Italy Guide
Abruzzo and Molise
Palazzo Annunziata
Address: Corso Ovidio
The Annunziata is a Gothic-Renaissance palazzo adjoining a flamboyant Baroque church. It was established by a confraternity to take care of the citizens from birth until death, its steps crowded with the ill and destitute, but these days, its steps are a hangout for the town's teenagers during the evening passeggiata. Note the external decoration designed to remind onlookers of the cycles of life and death. The most intriguing statue, however, is just inside the entrance: Ovid, metamorphosed from pagan poet of love into an ascetic friar.
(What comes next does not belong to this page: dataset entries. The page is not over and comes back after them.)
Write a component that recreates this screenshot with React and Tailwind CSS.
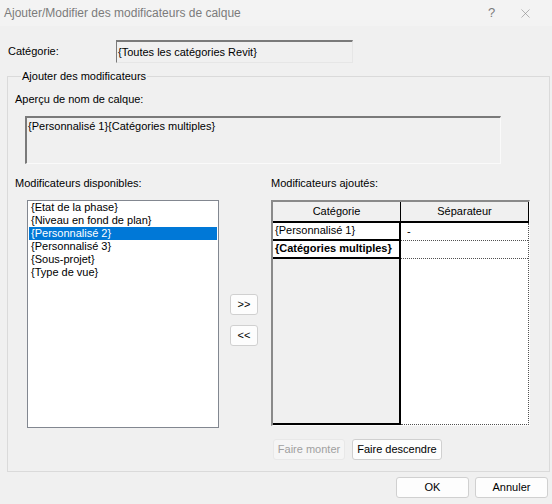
import { X } from "lucide-react";

const available = [
  "{Etat de la phase}",
  "{Niveau en fond de plan}",
  "{Personnalisé 2}",
  "{Personnalisé 3}",
  "{Sous-projet}",
  "{Type de vue}",
];

const added = [
  { name: "{Personnalisé 1}", sep: "-", bold: false },
  { name: "{Catégories multiples}", sep: "", bold: true },
];

function WinButton({ children, className = "", disabled }) {
  return (
    <button
      type="button"
      disabled={disabled}
      className={`h-[21px] rounded-[3px] border text-[11px] leading-none ${
        disabled ? "border-[#e8e8e8] bg-[#f5f5f5] text-[#a0a0a0]" : "border-[#d0d0d0] bg-[#fdfdfd] text-black"
      } ${className}`}
    >
      {children}
    </button>
  );
}

export default function App() {
  const selected = 2;

  return (
    <div
      className="w-[552px] h-[504px] bg-[#f0f0f0] flex flex-col text-[11px] text-black overflow-hidden"
      style={{ fontFamily: '"Liberation Sans", Arial, sans-serif' }}
    >
      {/* title bar */}
      <div className="h-[26px] bg-[#f3f3f3] flex items-center pl-[4px] text-[12px] text-[#7b7b7b]">
        <span className="flex-1">Ajouter/Modifier des modificateurs de calque</span>
        <span className="w-[14px] text-[13px] mr-[16px]">?</span>
        <X size={15} strokeWidth={1} className="mr-[19px] text-[#8a8a8a]" />
      </div>

      {/* category row */}
      <div className="flex items-center mt-[14px] pl-[8px]">
        <span className="w-[108px]">Catégorie:</span>
        <div className="w-[237px] h-[23px] border-t-2 border-l border-[#7a7a7a] border-b border-r border-b-[#e6e6e6] border-r-[#e6e6e6] flex items-center pl-[1px]">
          {"{Toutes les catégories Revit}"}
        </div>
      </div>

      {/* group box */}
      <fieldset className="ml-[7px] mt-[5px] w-[543px] h-[404px] border border-[#dadada] pl-[7px]">
        <legend className="ml-[6px] px-[1px] text-[11px]">Ajouter des modificateurs</legend>

        <div className="mt-[6px]">Aperçu de nom de calque:</div>
        <div className="ml-[10px] mt-[9px] w-[476px] h-[48px] border-t-2 border-l-2 border-[#7a7a7a] border-b border-r border-b-[#fafafa] border-r-[#fafafa] pl-[1px]">
          {"{Personnalisé 1}{Catégories multiples}"}
        </div>

        <div className="flex mt-[11px]">
          {/* available */}
          <div className="flex flex-col">
            <div>Modificateurs disponibles:</div>
            <div className="ml-[12px] mt-[8px] w-[192px] h-[228px] bg-white border border-[#828790] px-[1px]">
              {available.map((item, i) => (
                <div
                  key={item}
                  className={`h-[13px] leading-[13px] pl-[2px] ${i === selected ? "bg-[#0078d7] text-white" : ""}`}
                >
                  {item}
                </div>
              ))}
            </div>
          </div>

          {/* move buttons */}
          <div className="flex flex-col gap-[10px] ml-[11px] mt-[119px]">
            <WinButton className="w-[28px]">&gt;&gt;</WinButton>
            <WinButton className="w-[28px]">&lt;&lt;</WinButton>
          </div>

          {/* added */}
          <div className="flex flex-col ml-[13px]">
            <div>Modificateurs ajoutés:</div>
            <div className="mt-[8px] w-[259px] h-[226px] border-t-2 border-l-2 border-[#8a8a8a] border-r border-b border-r-[#fbfbfb] border-b-[#fbfbfb] flex flex-col">
              <div className="flex h-[21px] border-b-2 border-black">
                <div className="w-[128px] flex items-center justify-center border-r border-black">Catégorie</div>
                <div className="flex-1 flex items-center justify-center border-r border-black">Séparateur</div>
              </div>
              <div className="flex flex-1">
                <div className="w-[128px] flex flex-col border-r-2 border-b-2 border-black">
                  {added.map((row) => (
                    <div
                      key={row.name}
                      className={`h-[18px] bg-white border-b-2 border-black flex items-center pl-[2px] ${
                        row.bold ? "font-bold" : ""
                      }`}
                    >
                      {row.name}
                    </div>
                  ))}
                </div>
                <div className="flex-1 flex flex-col bg-white border-r border-b border-dotted border-[#505050]">
                  {added.map((row) => (
                    <div key={row.name} className="h-[18px] border-b border-dotted border-[#505050] flex items-center pl-[6px]">
                      {row.sep}
                    </div>
                  ))}
                </div>
              </div>
            </div>
            <div className="flex gap-[7px] mt-[13px] ml-[2px]">
              <WinButton disabled className="w-[72px] h-[20px]">Faire monter</WinButton>
              <WinButton className="w-[90px] h-[20px]">Faire descendre</WinButton>
            </div>
          </div>
        </div>
      </fieldset>

      {/* dialog buttons */}
      <div className="flex justify-end gap-[6px] mt-[5px] pr-[4px]">
        <WinButton className="w-[73px]">OK</WinButton>
        <WinButton className="w-[73px]">Annuler</WinButton>
      </div>
    </div>
  );
}
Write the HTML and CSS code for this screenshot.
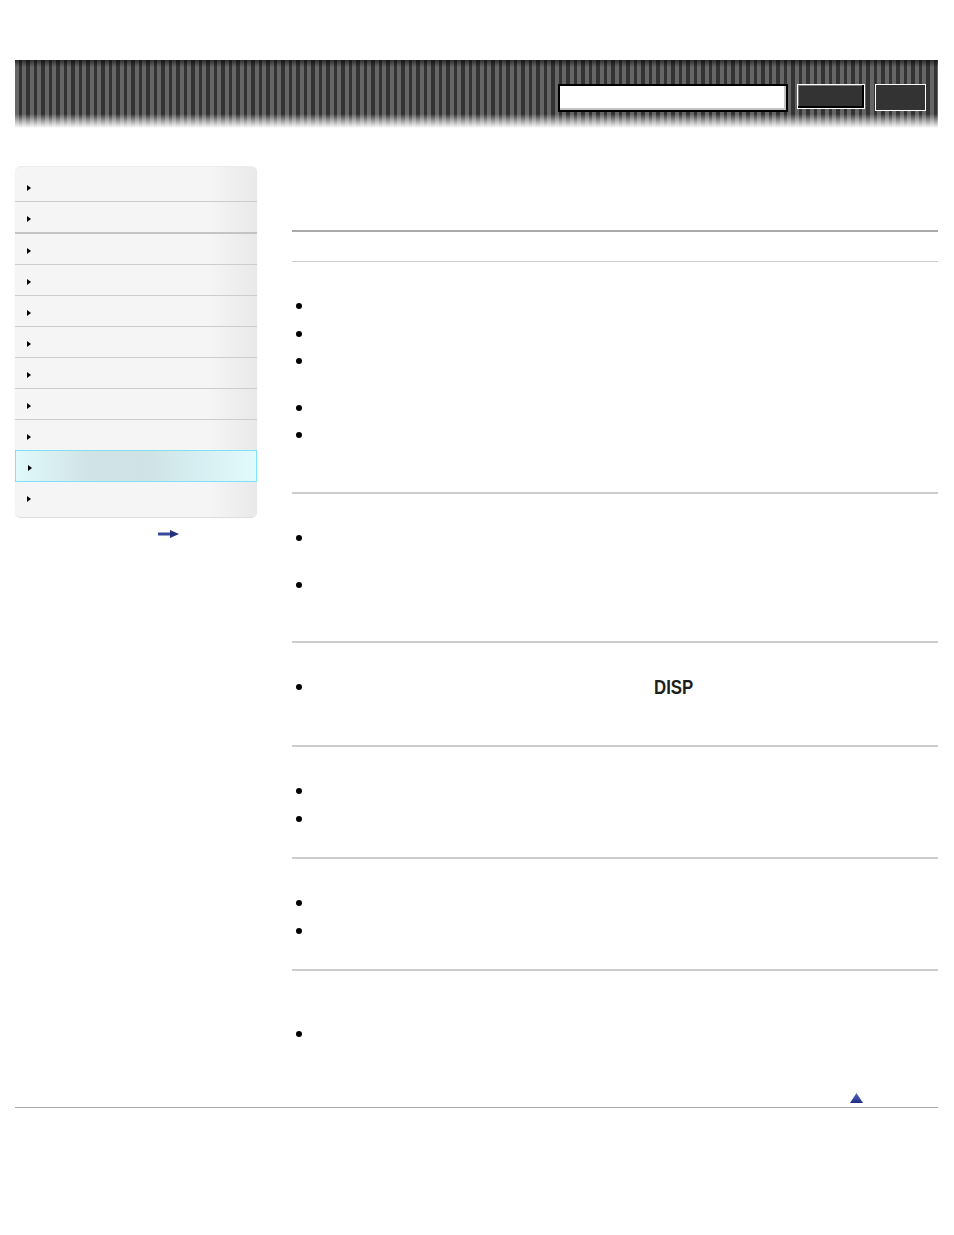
FILE: index.html
```html
<!DOCTYPE html>
<html lang="en">
<head>
    <meta charset="UTF-8">
    <meta name="viewport" content="width=device-width, initial-scale=1.0">
    <title>Help Guide</title>
    <link rel="stylesheet" href="styles.css">
</head>
<body>
    <div class="page">
        <header class="header">
            <form class="search">
                <input type="text" class="search-input" aria-label="Search">
                <button type="button" class="search-btn" aria-label="Search"></button>
                <button type="button" class="print-btn" aria-label="Print"></button>
            </form>
        </header>

        <div class="wrap">
            <aside class="side">
                <ul class="nav">
                    <li class="first"><a href="#"></a></li>
                    <li class="thick"><a href="#"></a></li>
                    <li><a href="#"></a></li>
                    <li><a href="#"></a></li>
                    <li><a href="#"></a></li>
                    <li><a href="#"></a></li>
                    <li><a href="#"></a></li>
                    <li><a href="#"></a></li>
                    <li><a href="#"></a></li>
                    <li class="current"><a href="#"></a></li>
                    <li class="last"><a href="#"></a></li>
                </ul>
                <a href="#" class="more" aria-label="Next">
                    <svg width="21" height="8" viewBox="0 0 21 8">
                        <rect x="0" y="2.5" width="13" height="3" fill="#3a4a9a"/>
                        <polygon points="12,0 21,4 12,8" fill="#24307e"/>
                    </svg>
                </a>
            </aside>

            <main class="main">
                <div class="title"></div>
                <div class="intro"></div>

                <section class="block first-block">
                    <ul class="points">
                        <li></li>
                        <li></li>
                        <li class="tall"></li>
                        <li></li>
                        <li class="tall"></li>
                    </ul>
                </section>

                <section class="block short-block">
                    <ul class="points">
                        <li class="tall"></li>
                        <li class="tall"></li>
                    </ul>
                </section>

                <section class="block">
                    <ul class="points">
                        <li class="tall"><span class="key">DISP</span></li>
                    </ul>
                </section>

                <section class="block">
                    <ul class="points">
                        <li></li>
                        <li></li>
                    </ul>
                </section>

                <section class="block">
                    <ul class="points">
                        <li></li>
                        <li></li>
                    </ul>
                </section>

                <section class="block last-block">
                    <p class="lead"></p>
                    <ul class="points">
                        <li></li>
                    </ul>
                </section>

                <div class="pagetop">
                    <a href="#" aria-label="Page top">
                        <svg width="13" height="10" viewBox="0 0 13 10">
                            <defs>
                                <linearGradient id="tg" x1="0" y1="0" x2="0" y2="1">
                                    <stop offset="0" stop-color="#5b6bc0"/>
                                    <stop offset="1" stop-color="#1c2a85"/>
                                </linearGradient>
                            </defs>
                            <polygon points="6.5,0 13,10 0,10" fill="url(#tg)"/>
                        </svg>
                    </a>
                </div>
            </main>
        </div>

        <footer class="footer"></footer>
    </div>
</body>
</html>
```

FILE: styles.css
```css
body {
    margin: 0;
    font-family: 'Liberation Sans', Arial, sans-serif;
    font-size: 13px;
    color: #333;
    background-color: white;
}
.page {
    width: 923px;
    margin-left: 15px;
    padding-top: 60px;
}

/* header */
.header {
    height: 68px;
    box-sizing: border-box;
    padding: 24px 12px 0 0;
    display: flex;
    justify-content: flex-end;
    background:
        linear-gradient(to bottom, rgba(0,0,0,0.55) 0, rgba(0,0,0,0) 7px, rgba(0,0,0,0) 54px, rgba(255,255,255,0.6) 62px, #fff 68px),
        repeating-linear-gradient(to right, #666 0, #666 4px, #333 4px, #333 7.5px);
}
.search {
    display: flex;
    align-items: flex-start;
    margin: 0;
}
.search-input {
    width: 230px;
    height: 28px;
    box-sizing: border-box;
    border: 2px solid #000;
    box-shadow: inset -2px -2px 0 #c4c4c4;
    background-color: white;
    padding: 0;
    margin: 0 9px 0 0;
}
.search-btn {
    width: 68px;
    height: 25px;
    box-sizing: border-box;
    border: 1px solid #fff;
    background-color: #333;
    box-shadow: inset -2px -2px 0 #000, inset 1px 1px 0 #777;
    padding: 0;
    margin: 0 10px 0 0;
}
.print-btn {
    width: 51px;
    height: 27px;
    box-sizing: border-box;
    border: 1px solid #fff;
    background-color: #333;
    padding: 0;
    margin: 0;
}

/* layout */
.wrap {
    display: flex;
    align-items: flex-start;
    gap: 35px;
    margin-top: 38px;
}

/* side menu */
.side {
    width: 242px;
    flex: none;
}
.nav {
    list-style: none;
    margin: 0;
    padding: 0;
    border-radius: 6px;
    background: linear-gradient(to right, #f5f5f5 0, #f5f5f5 80%, #e9e9e9 100%);
    box-shadow: 0 1px 1px rgba(0,0,0,0.14), inset 0 1px 0 #ececec;
    overflow: hidden;
}
.nav li {
    border-bottom: 1px solid #cdcdcd;
}
.nav li a {
    display: flex;
    align-items: center;
    height: 30px;
    padding: 4px 0 0 12px;
    box-sizing: border-box;
    text-decoration: none;
}
.nav li a::before {
    content: "";
    border-left: 4px solid #000;
    border-top: 3px solid transparent;
    border-bottom: 3px solid transparent;
}
.nav li.first {
    padding-top: 5px;
}
.nav li.thick {
    border-bottom: 2px solid #c4c4c4;
}
.nav li.current {
    margin-top: -1px;
    border: 1px solid #80e1f6;
    background: linear-gradient(to right, #e0f9fb 0, #d0e4e7 30%, #cfe3e6 55%, #d6eef1 75%, #e1fafc 100%);
}
.nav li.last {
    border-bottom: none;
    padding-bottom: 5px;
}
.more {
    display: block;
    margin: 13px 0 0 143px;
    width: 21px;
    line-height: 0;
}

/* main */
.main {
    flex: 1;
}
.title {
    height: 64px;
    border-bottom: 2px solid #aaa;
}
.intro {
    height: 29px;
    border-bottom: 1px solid #ccc;
}
.block {
    border-top: 2px solid #ccc;
    padding: 34px 0 28px;
}
.first-block {
    border-top: none;
    padding-bottom: 27px;
}
.short-block {
    padding-bottom: 26px;
}
.lead {
    height: 19px;
    margin: 0;
}
.points {
    list-style: none;
    margin: 0;
    padding: 0;
}
.points li {
    display: flex;
    min-height: 20px;
    line-height: 20px;
    margin-bottom: 7px;
}
.points li:first-child:not(.tall):not(:last-child) {
    margin-bottom: 8px;
}
.points li:last-child {
    margin-bottom: 0;
}
.points li::before {
    content: "";
    flex: none;
    width: 6px;
    height: 6px;
    border-radius: 50%;
    background-color: #000;
    margin: 7px 11px 0 4px;
}
.points li.tall {
    min-height: 40px;
}
.key {
    display: inline-block;
    height: 20px;
    margin-left: 341px;
    font-size: 21px;
    line-height: 19px;
    font-weight: bold;
    color: #1e1e1e;
    transform: scaleX(0.8);
    transform-origin: left top;
}
.pagetop {
    display: flex;
    justify-content: flex-end;
    padding: 21px 75px 4px 0;
}
.pagetop a {
    line-height: 0;
}

.footer {
    border-top: 1px solid #aaa;
    height: 80px;
}
```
Inside the Annunziata are three museums: one (undergoing a lengthy restoration) with exhibits on local costumes and transhumance – the practice of moving sheep to summer pastures – and examples of work by Sulmona's Renaissance goldsmiths, a trade that continues here today, as evidenced by the number of jewellers' shops along the Corso; another, the Museo Civico (daily 9am–1pm; €3), has local sculpture and paintings from the sixteenth to seventeenth centuries; and a third, the Museo "in situ" (Tues– Sun 10am–1pm; free), shows the excavations of a Roman villa inhabited from the first century BC to the second century AD, abandoned suddenly along with many other houses in the valley when a landslide or an earthquake struck. Among the fragments of fabulously coloured wall painting are depictions of Pan, Eros, Dionysus and Ariadne, and there are several floor mosaics, all well labelled.